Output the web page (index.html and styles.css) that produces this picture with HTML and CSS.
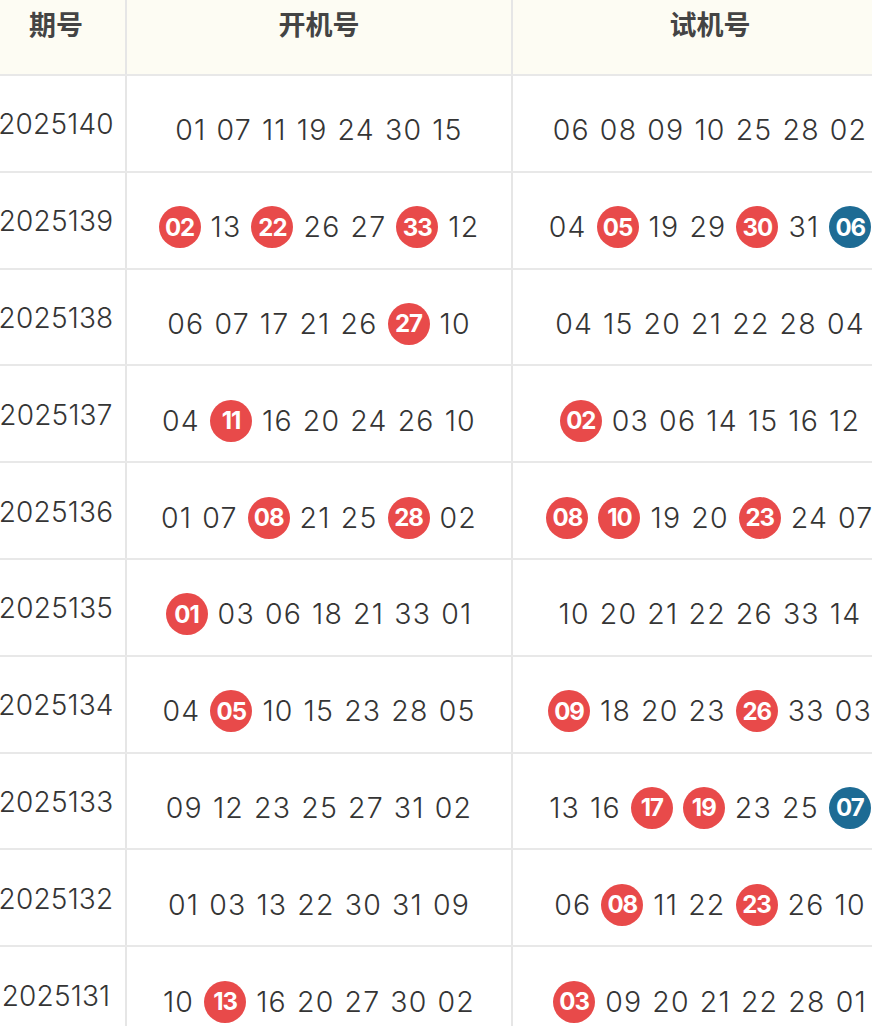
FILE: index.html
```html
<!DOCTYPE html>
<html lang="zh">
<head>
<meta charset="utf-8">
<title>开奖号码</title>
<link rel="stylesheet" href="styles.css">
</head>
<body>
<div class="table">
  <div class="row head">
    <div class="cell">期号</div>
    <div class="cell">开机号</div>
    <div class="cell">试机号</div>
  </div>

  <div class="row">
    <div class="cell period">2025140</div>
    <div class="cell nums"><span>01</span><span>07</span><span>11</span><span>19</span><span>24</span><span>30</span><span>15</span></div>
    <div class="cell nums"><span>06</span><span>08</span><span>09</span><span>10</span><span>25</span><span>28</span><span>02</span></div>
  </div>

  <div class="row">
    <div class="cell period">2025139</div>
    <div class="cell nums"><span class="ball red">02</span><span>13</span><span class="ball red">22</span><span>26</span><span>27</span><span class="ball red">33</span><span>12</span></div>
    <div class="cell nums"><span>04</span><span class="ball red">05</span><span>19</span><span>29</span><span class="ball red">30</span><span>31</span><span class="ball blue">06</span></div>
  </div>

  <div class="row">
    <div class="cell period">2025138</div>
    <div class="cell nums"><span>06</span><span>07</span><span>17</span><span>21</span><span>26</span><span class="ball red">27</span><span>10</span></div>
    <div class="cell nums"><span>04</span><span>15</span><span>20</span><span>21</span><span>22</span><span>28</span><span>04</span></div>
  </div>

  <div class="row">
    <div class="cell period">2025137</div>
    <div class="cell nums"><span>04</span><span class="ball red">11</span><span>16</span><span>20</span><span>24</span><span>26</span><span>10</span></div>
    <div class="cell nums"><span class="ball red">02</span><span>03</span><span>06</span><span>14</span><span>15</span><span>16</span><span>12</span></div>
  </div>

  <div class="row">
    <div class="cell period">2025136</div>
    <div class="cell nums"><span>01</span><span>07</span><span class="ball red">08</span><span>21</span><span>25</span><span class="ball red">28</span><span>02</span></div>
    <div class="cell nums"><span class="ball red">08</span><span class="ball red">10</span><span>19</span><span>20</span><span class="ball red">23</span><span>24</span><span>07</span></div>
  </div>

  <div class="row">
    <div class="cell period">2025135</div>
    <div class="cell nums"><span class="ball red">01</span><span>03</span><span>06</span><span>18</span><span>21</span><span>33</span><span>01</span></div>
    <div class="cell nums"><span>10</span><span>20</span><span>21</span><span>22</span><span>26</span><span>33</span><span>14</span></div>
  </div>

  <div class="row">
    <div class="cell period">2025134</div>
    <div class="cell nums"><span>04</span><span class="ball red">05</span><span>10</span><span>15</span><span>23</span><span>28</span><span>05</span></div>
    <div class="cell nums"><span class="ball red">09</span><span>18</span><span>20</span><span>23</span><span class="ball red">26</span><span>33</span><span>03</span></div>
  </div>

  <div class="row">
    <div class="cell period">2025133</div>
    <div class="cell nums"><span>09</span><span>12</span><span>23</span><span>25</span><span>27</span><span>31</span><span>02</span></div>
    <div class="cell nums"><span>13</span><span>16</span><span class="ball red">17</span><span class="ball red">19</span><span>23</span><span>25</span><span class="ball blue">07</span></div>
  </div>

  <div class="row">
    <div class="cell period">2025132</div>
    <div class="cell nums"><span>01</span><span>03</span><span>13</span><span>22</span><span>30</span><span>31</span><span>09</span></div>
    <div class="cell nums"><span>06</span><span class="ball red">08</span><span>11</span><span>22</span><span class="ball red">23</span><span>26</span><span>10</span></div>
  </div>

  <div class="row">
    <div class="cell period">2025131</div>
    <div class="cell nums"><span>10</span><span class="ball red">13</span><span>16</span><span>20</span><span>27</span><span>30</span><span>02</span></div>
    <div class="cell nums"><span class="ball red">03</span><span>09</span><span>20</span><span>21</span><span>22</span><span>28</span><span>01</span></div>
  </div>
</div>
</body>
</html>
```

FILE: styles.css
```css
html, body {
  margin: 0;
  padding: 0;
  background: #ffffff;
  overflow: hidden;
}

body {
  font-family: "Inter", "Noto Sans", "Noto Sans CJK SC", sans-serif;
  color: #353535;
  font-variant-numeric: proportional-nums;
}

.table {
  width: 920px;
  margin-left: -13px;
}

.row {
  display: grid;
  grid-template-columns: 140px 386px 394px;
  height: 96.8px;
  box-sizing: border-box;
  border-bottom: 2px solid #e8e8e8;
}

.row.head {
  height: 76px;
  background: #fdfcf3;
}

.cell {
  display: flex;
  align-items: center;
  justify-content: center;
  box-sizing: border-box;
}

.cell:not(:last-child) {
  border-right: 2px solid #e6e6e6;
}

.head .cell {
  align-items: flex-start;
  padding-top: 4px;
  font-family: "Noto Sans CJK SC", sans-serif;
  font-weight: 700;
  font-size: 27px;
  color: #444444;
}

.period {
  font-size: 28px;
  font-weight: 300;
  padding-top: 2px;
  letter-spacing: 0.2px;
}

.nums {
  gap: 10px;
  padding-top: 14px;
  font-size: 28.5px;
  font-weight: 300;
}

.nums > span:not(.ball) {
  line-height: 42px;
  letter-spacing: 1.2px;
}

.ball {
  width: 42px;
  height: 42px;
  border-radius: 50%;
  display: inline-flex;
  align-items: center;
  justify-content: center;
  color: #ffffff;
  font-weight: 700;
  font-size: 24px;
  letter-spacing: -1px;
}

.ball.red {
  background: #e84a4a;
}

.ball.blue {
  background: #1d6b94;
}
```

**What the task asks**:
Each line of the material must be retyped exactly, except that images are omitted.

**Finished answer**:
Output the web page (index.html and styles.css) that produces this picture with HTML and CSS.
FILE: index.html
```html
<!DOCTYPE html>
<html lang="zh">
<head>
<meta charset="utf-8">
<title>开奖号码</title>
<link rel="stylesheet" href="styles.css">
</head>
<body>
<div class="table">
  <div class="row head">
    <div class="cell">期号</div>
    <div class="cell">开机号</div>
    <div class="cell">试机号</div>
  </div>

  <div class="row">
    <div class="cell period">2025140</div>
    <div class="cell nums"><span>01</span><span>07</span><span>11</span><span>19</span><span>24</span><span>30</span><span>15</span></div>
    <div class="cell nums"><span>06</span><span>08</span><span>09</span><span>10</span><span>25</span><span>28</span><span>02</span></div>
  </div>

  <div class="row">
    <div class="cell period">2025139</div>
    <div class="cell nums"><span class="ball red">02</span><span>13</span><span class="ball red">22</span><span>26</span><span>27</span><span class="ball red">33</span><span>12</span></div>
    <div class="cell nums"><span>04</span><span class="ball red">05</span><span>19</span><span>29</span><span class="ball red">30</span><span>31</span><span class="ball blue">06</span></div>
  </div>

  <div class="row">
    <div class="cell period">2025138</div>
    <div class="cell nums"><span>06</span><span>07</span><span>17</span><span>21</span><span>26</span><span class="ball red">27</span><span>10</span></div>
    <div class="cell nums"><span>04</span><span>15</span><span>20</span><span>21</span><span>22</span><span>28</span><span>04</span></div>
  </div>

  <div class="row">
    <div class="cell period">2025137</div>
    <div class="cell nums"><span>04</span><span class="ball red">11</span><span>16</span><span>20</span><span>24</span><span>26</span><span>10</span></div>
    <div class="cell nums"><span class="ball red">02</span><span>03</span><span>06</span><span>14</span><span>15</span><span>16</span><span>12</span></div>
  </div>

  <div class="row">
    <div class="cell period">2025136</div>
    <div class="cell nums"><span>01</span><span>07</span><span class="ball red">08</span><span>21</span><span>25</span><span class="ball red">28</span><span>02</span></div>
    <div class="cell nums"><span class="ball red">08</span><span class="ball red">10</span><span>19</span><span>20</span><span class="ball red">23</span><span>24</span><span>07</span></div>
  </div>

  <div class="row">
    <div class="cell period">2025135</div>
    <div class="cell nums"><span class="ball red">01</span><span>03</span><span>06</span><span>18</span><span>21</span><span>33</span><span>01</span></div>
    <div class="cell nums"><span>10</span><span>20</span><span>21</span><span>22</span><span>26</span><span>33</span><span>14</span></div>
  </div>

  <div class="row">
    <div class="cell period">2025134</div>
    <div class="cell nums"><span>04</span><span class="ball red">05</span><span>10</span><span>15</span><span>23</span><span>28</span><span>05</span></div>
    <div class="cell nums"><span class="ball red">09</span><span>18</span><span>20</span><span>23</span><span class="ball red">26</span><span>33</span><span>03</span></div>
  </div>

  <div class="row">
    <div class="cell period">2025133</div>
    <div class="cell nums"><span>09</span><span>12</span><span>23</span><span>25</span><span>27</span><span>31</span><span>02</span></div>
    <div class="cell nums"><span>13</span><span>16</span><span class="ball red">17</span><span class="ball red">19</span><span>23</span><span>25</span><span class="ball blue">07</span></div>
  </div>

  <div class="row">
    <div class="cell period">2025132</div>
    <div class="cell nums"><span>01</span><span>03</span><span>13</span><span>22</span><span>30</span><span>31</span><span>09</span></div>
    <div class="cell nums"><span>06</span><span class="ball red">08</span><span>11</span><span>22</span><span class="ball red">23</span><span>26</span><span>10</span></div>
  </div>

  <div class="row">
    <div class="cell period">2025131</div>
    <div class="cell nums"><span>10</span><span class="ball red">13</span><span>16</span><span>20</span><span>27</span><span>30</span><span>02</span></div>
    <div class="cell nums"><span class="ball red">03</span><span>09</span><span>20</span><span>21</span><span>22</span><span>28</span><span>01</span></div>
  </div>
</div>
</body>
</html>
```

FILE: styles.css
```css
html, body {
  margin: 0;
  padding: 0;
  background: #ffffff;
  overflow: hidden;
}

body {
  font-family: "Inter", "Noto Sans", "Noto Sans CJK SC", sans-serif;
  color: #353535;
  font-variant-numeric: proportional-nums;
}

.table {
  width: 920px;
  margin-left: -13px;
}

.row {
  display: grid;
  grid-template-columns: 140px 386px 394px;
  height: 96.8px;
  box-sizing: border-box;
  border-bottom: 2px solid #e8e8e8;
}

.row.head {
  height: 76px;
  background: #fdfcf3;
}

.cell {
  display: flex;
  align-items: center;
  justify-content: center;
  box-sizing: border-box;
}

.cell:not(:last-child) {
  border-right: 2px solid #e6e6e6;
}

.head .cell {
  align-items: flex-start;
  padding-top: 4px;
  font-family: "Noto Sans CJK SC", sans-serif;
  font-weight: 700;
  font-size: 27px;
  color: #444444;
}

.period {
  font-size: 28px;
  font-weight: 300;
  padding-top: 2px;
  letter-spacing: 0.2px;
}

.nums {
  gap: 10px;
  padding-top: 14px;
  font-size: 28.5px;
  font-weight: 300;
}

.nums > span:not(.ball) {
  line-height: 42px;
  letter-spacing: 1.2px;
}

.ball {
  width: 42px;
  height: 42px;
  border-radius: 50%;
  display: inline-flex;
  align-items: center;
  justify-content: center;
  color: #ffffff;
  font-weight: 700;
  font-size: 24px;
  letter-spacing: -1px;
}

.ball.red {
  background: #e84a4a;
}

.ball.blue {
  background: #1d6b94;
}
```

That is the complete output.